É como um herói insaciável e em conflito que Fausto é
apresentado por Goethe. Sua sede de onipotência leva-o a dominar várias
ciências, mas nenhuma delas o conduz ao mistério da existência. Fausto chega,
assim, a perder a fé nas vias ordinárias da ciência. Anseia por conhecer mais e
mais: vida, alegria, amor, magia. Anseia por transformar-se numa espécie de
deus, com acesso ilimitado a todas as manifestações da natureza. A natureza,
que em si comporta toda a felicidade e miséria, tem na vida e conhecimento de
Fausto, o rapto de sua alma por um Mefistófeles ladino e até desbocado, Goethe
certamente se diverte ao criar a sua versão da entidade nefasta.
No momento em que Fausto tem consciência dos seus limites,
Mefistófeles entra em cena. O demônio se oferece para conduzi-lo a um novo
universo, onde as emoções são íntegras, a sabedoria é infinita e tudo está em
perfeita harmonia com a vontade. E principalmente Mefistófeles lhe propõe o
prazer total e pleno da alegria e do amor, mas o dom de controlar os
sentimentos e as pessoas como um mago, retendo nas mãos o tempo, e fazendo a
natureza oscilar segundo seu próprio desejo. Gozando plenamente o ato de ser
feliz. Fausto deverá, no entanto, pagar um preço a Mefistófeles: entregar-se a
ele. Nesse instante, o diabo terá vencido Deus.
FAUSTO E MARGARIDA
O episódio Fausto e Margarida constitui o motivo central da
peça. A jovem é a personificação da pureza e da candura, atraindo a paixão de
Fausto desde o primeiro momento em que ele a vê saindo de uma igreja. Mas
Mefistófeles não tem poder sobre ela para lançá-la aos braços de Fausto:
Margarida está mais próxima de Deus pelas suas virtudes. Margarida é o anteparo
de luz para um Fausto já comprometido por um pacto sem luz.

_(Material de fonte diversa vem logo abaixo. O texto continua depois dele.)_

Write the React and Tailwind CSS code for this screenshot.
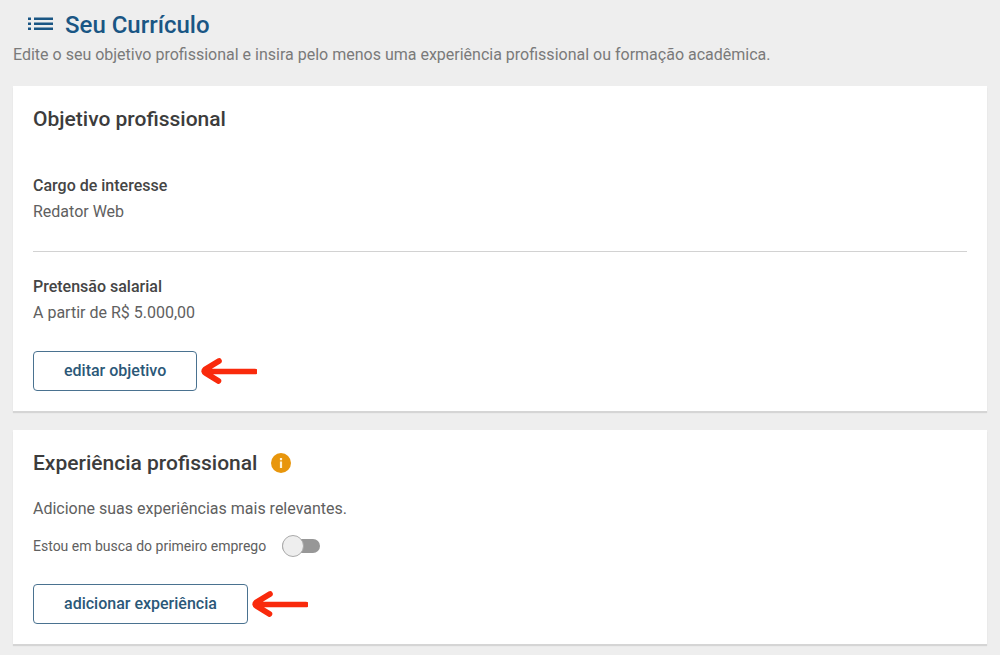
import { useState } from 'react';

/**
 * Red arrow pointing at an action
 */
function Arrow() {
  return (
    <svg className="w-14 h-7 ml-1 shrink-0" viewBox="0 0 56 28" fill="none" aria-hidden="true">
      <path
        d="M54 14.5H5M18 4L4 12.5Q2 14.5 4.500 16L17.500 24"
        stroke="#f92a0c"
        strokeWidth={5.6}
        strokeLinecap="round"
        strokeLinejoin="round"
      />
    </svg>
  );
}

function Card({ children }) {
  return (
    <section className="bg-white p-5 shadow-[0_2px_1px_rgba(0,0,0,0.1)]">
      {children}
    </section>
  );
}

function Action({ children }) {
  return (
    <div className="flex items-center mt-[25px]">
      <button
        type="button"
        className="h-10 px-[30px] rounded-[4px] border border-[#4a7290] bg-white text-base font-medium text-[#2b5878] hover:bg-gray-50"
      >
        {children}
      </button>
      <Arrow />
    </div>
  );
}

function Field({ label, value }) {
  return (
    <dl className="leading-[26px]">
      <dt className="font-medium text-[#454545]">{label}</dt>
      <dd className="text-[#606060]">{value}</dd>
    </dl>
  );
}

export default function App() {
  const [firstJob, setFirstJob] = useState(false);

  return (
    <main className="min-h-screen bg-[#eeeeee] px-[13px] pt-[9px] pb-[11px] font-[Roboto,sans-serif] text-base">
      {/* Header */}
      <header className="mb-[17px]">
        <h1 className="flex items-center pl-[15px] gap-3 text-2xl leading-8 font-medium text-[#1a5684]">
          <svg className="w-[25px] h-4" viewBox="0 0 25 16" fill="currentColor" aria-hidden="true">
            <path d="M0 .5h3v2.600H0zM0 5.500h3v2.600H0zM0 10.500h3v2.600H0zM6 .5h19v2.600H6zM6 5.500h19v2.600H6zM6 10.500h19v2.600H6z" />
          </svg>
          Seu Currículo
        </h1>
        <p className="leading-7 text-[#7a7a7a]">
          Edite o seu objetivo profissional e insira pelo menos uma experiência profissional ou formação acadêmica.
        </p>
      </header>

      <div className="flex flex-col gap-[19px]">
        {/* Objective */}
        <Card>
          <h2 className="mb-[41px] text-[21px] leading-[26px] font-medium text-[#3c3c3c]">
            Objetivo profissional
          </h2>
          <Field label="Cargo de interesse" value="Redator Web" />
          <hr className="mt-[26px] mb-[22px] border-[#d2d2d2]" />
          <Field label="Pretensão salarial" value="A partir de R$ 5.000,00" />
          <Action>editar objetivo</Action>
        </Card>

        {/* Experience */}
        <Card>
          <h2 className="flex items-center gap-[14px] text-[21px] leading-[26px] font-medium text-[#3c3c3c]">
            Experiência profissional
            <svg className="w-5 h-5" viewBox="0 0 20 20" role="img" aria-label="Informação">
              <circle cx="10" cy="10" r="10" fill="#e8960c" />
              <path d="M8.9 5h2.2v2.2H8.9zM8.9 8.6h2.2V15H8.9z" fill="#fff4d8" />
            </svg>
          </h2>
          <p className="mt-5 leading-[26px] text-[#606060]">Adicione suas experiências mais relevantes.</p>
          <label className="flex items-center gap-4 mt-[11px] h-[26px] w-fit text-sm text-[#606060]">
            Estou em busca do primeiro emprego
            <input
              type="checkbox"
              role="switch"
              checked={firstJob}
              onChange={(e) => setFirstJob(e.target.checked)}
              className="appearance-none flex items-center w-[38px] h-[14px] rounded-full bg-[#979797] before:block before:w-[22px] before:h-[22px] before:shrink-0 before:rounded-full before:border before:border-[#aaaaaa] before:bg-[#eeeeee] checked:before:ml-4"
            />
          </label>
          <Action>adicionar experiência</Action>
        </Card>
      </div>
    </main>
  );
}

Fausto é insistente e Mefistófeles acaba por se comprometer,
criando uma situação favorável. E esse demônio, humano na inteligência e no
aspecto, insidioso, melífluo, mestre do jogo duplo, aproxima Fausto de
Margarida. O herói aborda a jovem e consegue, por intermédio de Mefistófeles,
penetrar em seu quarto. Mas invadido por uma onda de ternura, Fausto não
consegue ter senão pensamentos nobres, e afasta-se antes de Margarida chegar.
DILEMAS DE FAUSTO
No monólogo “Floresta e Caverna” percebe-se nitidamente a
realidade na qual Margarida foi colocada. Ela, que vivia na inocência dos seus
pensamentos, como uma criança, está sendo lançada ao abismo, vítima do seu
amor. Fausto gostaria de recuar antes de seduzir a moça, mas ele também carrega
dentro de si o seu Mefistófeles, e na
medida que Margarida cresce em virtude diante dos seus olhos, aumenta seu
desejo por ela. O amor que constituía, a princípio, uma expressão de
felicidade, converte-se para Fausto num grande tormento interior. Fausto entra
no dilema entre o seu pacto e a fonte divina que emana de Margarida com um tipo
de culpa para ele.
Fausto acaba por seduzir Margarida, no entanto. Para poder
possuí-la tranquilamente, Fausto dá a Margarida um sonífero, destinado à sua
mãe. Na verdade, o sonífero era um veneno que Mefistófeles preparara e, em
consequência, a mãe da jovem morrerá. Mas naquela noite, ébria de amor,
Margarida nada vê, além de Fausto. E com a sua queda a ação rapidamente se
precipita. Toda a trama se dará em função da condenação de Fausto, que quer
salvar Margarida de seu pesadelo, e diante do mal em Mefistófeles, Fausto já
tem o caminho traçado, não cabendo senão a Fausto assegurar a salvação divina
de Margarida, quando de fato, ao fim, ela é salva e Fausto desaparece junto com
Mefistófeles.
PRIMEIRO E SEGUNDO
FAUSTOS
Na segunda parte da obra de Goethe, por sua vez, Fausto será
uma personagem mais serena. Ao escrever essa segunda parte, Goethe estava mais
velho e deixara de lado o romantismo dos tempos de Os Sofrimentos do Jovem
Werther. O segundo Fausto vai abandonar
decisivamente a estrutura teatral, a progressão e tensão dramáticas, para se
converter num vasto poema dialogado. No final da obra, Fausto consegue obter
sua própria redenção, após descobrir que através de seu poder boa parte da
humanidade poderia ser beneficiada. A mudança de rota do segundo Fausto não
suprimiu o maior sucesso da primeira versão romantizada, a qual teve montagens
teatrais mais frequentes.
Gustavo Bastos, filósofo e escritor.